Шрифт:
— Где мой дневник? — требует он, его бледно-голубые глаза словно ледяные сосульки, тонкие руки сжаты по бокам в кулаки.
Впервые в жизни я лгу своему брату.
Прямо в лицо.
— Не знаю, — просто отвечаю я, пристально глядя на него и не моргая. Я не отвожу взгляда, поскольку не хочу ненароком посмотреть на нижний ящик своего стола, куда спрятала его дневник.
— Знаешь, — сердито говорит он. — Он был в моей комнате, а теперь его нет.
— У меня его нет, Финн, — снова повторяю я. — К чему так расстраиваться? Он найдётся.
После того, как у меня появится возможность его прочитать.
Лицо Финна напряжено и встревожено, и я чувствую себя виноватой за причинённые ему страдания. Я знаю, что происходит, когда он расстраивается, но должна пойти на этот риск. Я не смогу ему помочь, пока не буду знать, что в действительности его беспокоит. И это единственный способ выяснить правду.
— Если найдёшь, — обессиленно говорит он, поворачиваясь с намерением уйти, — не читай его, Калла.
Я не отвечаю, поэтому он останавливается на месте, оглядываясь на меня, и его отчаянный взгляд встречается с моим.
— Ты не можешь его прочесть, Кэл.
Я не могу отвести взгляда от его глаз, зачарованная полнейшей опустошённостью, которую в них нахожу. Уровень его отчаяния из-за какой-то книжечки ошеломляет.
— Почему ты так сильно из-за него переживаешь, Финн?
Мой вопрос очень простой.
Но его ответ — нет. Он снова поворачивается ко мне, его лицо сморщивается, и он плачет.
— Потому что всё должно идти своим чередом, Калла. Должно. Своим чередом. Разве ты не понимаешь? Разве?
Его тощие плечи сотрясаются, и я обнимаю его, мои руки поглаживают его по спине, он тяжело дышит, прислонившись ко мне, его грудь вздымается и опадает напротив моей груди.
— Понимаю, — в очередной раз лгу я, потому что нет, я не понимаю.
Проходит несколько минут, прежде чем он отходит от меня, прежде чем берёт себя в руки и покидает мою спальню. Но когда он выходит и закрывает за собой дверь, взгляд на его лице загнанный, и последнее, что я вижу, — это отчаяние.
Господи, как больно.
Но я его защитница. Если я этого не сделаю, не сделает никто.
А иногда нам приходится делать то, чем мы не гордимся, чтобы защитить тех, кого любим.
Поэтому я запираю дверь, вытаскиваю его дневник и снова сворачиваюсь калачиком на подоконнике, чтобы вторгнуться в его личную жизнь.

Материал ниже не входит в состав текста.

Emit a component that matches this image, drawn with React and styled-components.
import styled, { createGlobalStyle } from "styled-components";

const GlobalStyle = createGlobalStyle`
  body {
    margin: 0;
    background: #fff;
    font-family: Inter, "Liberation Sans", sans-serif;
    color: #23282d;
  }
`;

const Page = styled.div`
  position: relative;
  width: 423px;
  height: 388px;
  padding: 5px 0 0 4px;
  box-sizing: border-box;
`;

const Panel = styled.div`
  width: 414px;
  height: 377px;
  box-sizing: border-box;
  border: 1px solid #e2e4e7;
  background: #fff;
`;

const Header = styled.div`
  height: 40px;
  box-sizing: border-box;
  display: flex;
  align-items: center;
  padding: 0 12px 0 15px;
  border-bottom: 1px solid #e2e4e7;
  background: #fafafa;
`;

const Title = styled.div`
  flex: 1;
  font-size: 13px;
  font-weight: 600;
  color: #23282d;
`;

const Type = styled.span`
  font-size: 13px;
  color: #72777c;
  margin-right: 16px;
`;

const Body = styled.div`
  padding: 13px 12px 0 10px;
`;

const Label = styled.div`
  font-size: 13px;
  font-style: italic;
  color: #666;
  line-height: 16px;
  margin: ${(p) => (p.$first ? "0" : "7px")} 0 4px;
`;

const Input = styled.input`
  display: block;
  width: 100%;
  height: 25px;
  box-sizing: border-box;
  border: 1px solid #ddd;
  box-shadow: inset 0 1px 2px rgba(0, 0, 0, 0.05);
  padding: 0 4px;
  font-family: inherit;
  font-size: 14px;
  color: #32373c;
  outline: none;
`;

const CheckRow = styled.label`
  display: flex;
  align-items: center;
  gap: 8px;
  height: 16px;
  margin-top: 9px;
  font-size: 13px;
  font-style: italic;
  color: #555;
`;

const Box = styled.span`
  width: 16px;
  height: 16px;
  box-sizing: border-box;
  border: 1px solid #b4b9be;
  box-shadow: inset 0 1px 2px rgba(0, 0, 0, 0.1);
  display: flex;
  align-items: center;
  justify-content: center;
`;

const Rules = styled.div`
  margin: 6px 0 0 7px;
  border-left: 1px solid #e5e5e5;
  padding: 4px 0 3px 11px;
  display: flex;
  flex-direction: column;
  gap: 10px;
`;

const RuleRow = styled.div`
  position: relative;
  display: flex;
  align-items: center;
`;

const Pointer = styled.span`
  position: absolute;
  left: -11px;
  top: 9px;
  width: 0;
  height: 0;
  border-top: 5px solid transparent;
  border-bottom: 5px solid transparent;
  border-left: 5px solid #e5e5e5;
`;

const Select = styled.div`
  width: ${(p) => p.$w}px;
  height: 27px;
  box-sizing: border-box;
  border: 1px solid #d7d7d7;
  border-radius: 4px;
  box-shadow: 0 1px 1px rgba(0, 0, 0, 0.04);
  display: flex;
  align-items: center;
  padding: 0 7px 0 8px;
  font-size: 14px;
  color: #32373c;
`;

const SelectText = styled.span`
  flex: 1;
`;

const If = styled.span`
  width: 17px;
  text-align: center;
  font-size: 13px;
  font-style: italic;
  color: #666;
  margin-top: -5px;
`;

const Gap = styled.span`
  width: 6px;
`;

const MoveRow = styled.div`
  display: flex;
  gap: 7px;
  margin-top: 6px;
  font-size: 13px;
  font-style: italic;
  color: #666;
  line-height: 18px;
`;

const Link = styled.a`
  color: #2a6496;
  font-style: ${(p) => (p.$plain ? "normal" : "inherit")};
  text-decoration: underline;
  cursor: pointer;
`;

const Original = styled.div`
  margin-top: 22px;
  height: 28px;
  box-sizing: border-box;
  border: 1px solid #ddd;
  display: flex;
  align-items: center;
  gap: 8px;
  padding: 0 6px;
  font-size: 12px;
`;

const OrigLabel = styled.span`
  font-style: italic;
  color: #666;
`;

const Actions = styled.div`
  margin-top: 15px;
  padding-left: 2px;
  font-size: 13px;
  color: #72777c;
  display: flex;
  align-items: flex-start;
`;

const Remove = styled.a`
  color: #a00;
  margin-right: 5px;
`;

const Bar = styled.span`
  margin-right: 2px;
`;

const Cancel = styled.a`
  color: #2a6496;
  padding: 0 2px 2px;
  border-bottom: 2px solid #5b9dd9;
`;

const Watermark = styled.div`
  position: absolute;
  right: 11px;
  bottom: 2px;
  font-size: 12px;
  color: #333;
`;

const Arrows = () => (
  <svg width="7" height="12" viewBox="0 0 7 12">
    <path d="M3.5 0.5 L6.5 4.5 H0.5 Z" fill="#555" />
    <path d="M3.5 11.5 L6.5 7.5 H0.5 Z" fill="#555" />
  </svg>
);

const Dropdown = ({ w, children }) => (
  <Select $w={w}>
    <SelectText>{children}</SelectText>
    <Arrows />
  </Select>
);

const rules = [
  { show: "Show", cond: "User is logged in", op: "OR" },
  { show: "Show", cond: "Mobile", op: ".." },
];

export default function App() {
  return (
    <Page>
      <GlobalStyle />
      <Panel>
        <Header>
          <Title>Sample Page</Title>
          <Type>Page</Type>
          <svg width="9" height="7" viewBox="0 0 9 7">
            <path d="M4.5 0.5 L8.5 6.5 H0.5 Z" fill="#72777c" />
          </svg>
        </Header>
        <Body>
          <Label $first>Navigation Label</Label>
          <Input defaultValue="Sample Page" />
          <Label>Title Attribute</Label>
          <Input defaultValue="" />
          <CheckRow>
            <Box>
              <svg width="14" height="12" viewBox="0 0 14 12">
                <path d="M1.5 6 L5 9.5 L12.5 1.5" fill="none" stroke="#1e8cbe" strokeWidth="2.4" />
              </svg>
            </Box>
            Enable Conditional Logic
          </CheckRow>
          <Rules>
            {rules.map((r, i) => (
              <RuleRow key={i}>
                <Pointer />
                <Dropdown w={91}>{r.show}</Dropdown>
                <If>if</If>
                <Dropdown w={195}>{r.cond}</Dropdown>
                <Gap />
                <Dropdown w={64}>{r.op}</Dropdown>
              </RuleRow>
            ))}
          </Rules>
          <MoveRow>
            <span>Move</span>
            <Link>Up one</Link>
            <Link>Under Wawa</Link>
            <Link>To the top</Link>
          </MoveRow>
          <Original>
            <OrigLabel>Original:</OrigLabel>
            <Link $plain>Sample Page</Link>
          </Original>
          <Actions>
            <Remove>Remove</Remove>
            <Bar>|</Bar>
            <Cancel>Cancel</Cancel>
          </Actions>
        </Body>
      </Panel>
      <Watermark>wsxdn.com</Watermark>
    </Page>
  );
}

Из окна я вижу, как Финн выходит на улицу и выносит топор. Он вымещает свою агрессию на древесине, разрубая полено за поленом, хотя на дворе лето и нам они не понадобятся ещё в течение нескольких месяцев. В действительности, нас даже здесь не будет, когда похолодает. Но будет отец.
Финн рубит дрова для нашего отца, а я переключаю своё внимание на его дневник.
Содержащееся в нём сумасшествие извивается и перескакивает на странице, и я обнаруживаю, что затаиваю дыхание, читая его.
Я тону . Тону . Тону . Immersum immersum immersum
Калла спасёт меня. Или я умру. Или я умру. Или я умру.
Serva me , servabo te . Спаси меня, и я спасу тебя.
Спаси меня.
Спаси меня.
Спаси меня.
Калла калла калла калла калла калла калла калла
Я спасу тебя калла. Калла калла калла.
Я отрываю взгляд от болезненных слов, отводя глаза в сторону, потому что вновь, так же, как и всегда, Финн зовёт меня, когда он напуган.
Даже в написанных на страницах его дневника словах.
Он думает, что я единственная, кто может его спасти, и мне приходится с ним согласиться.
Но также он считает, что сам должен спасти меня, что немного смешно.
Я единственная, кто понимает. Единственная, кто знает. И я не могу никому рассказать, потому что, если я это сделаю, у моего отца не будет другого выбора, кроме как отправить Финна в психиатрическую больницу, и я прекрасно осознаю, что оттуда ему никогда не выбраться. Они попросту его не выпустят.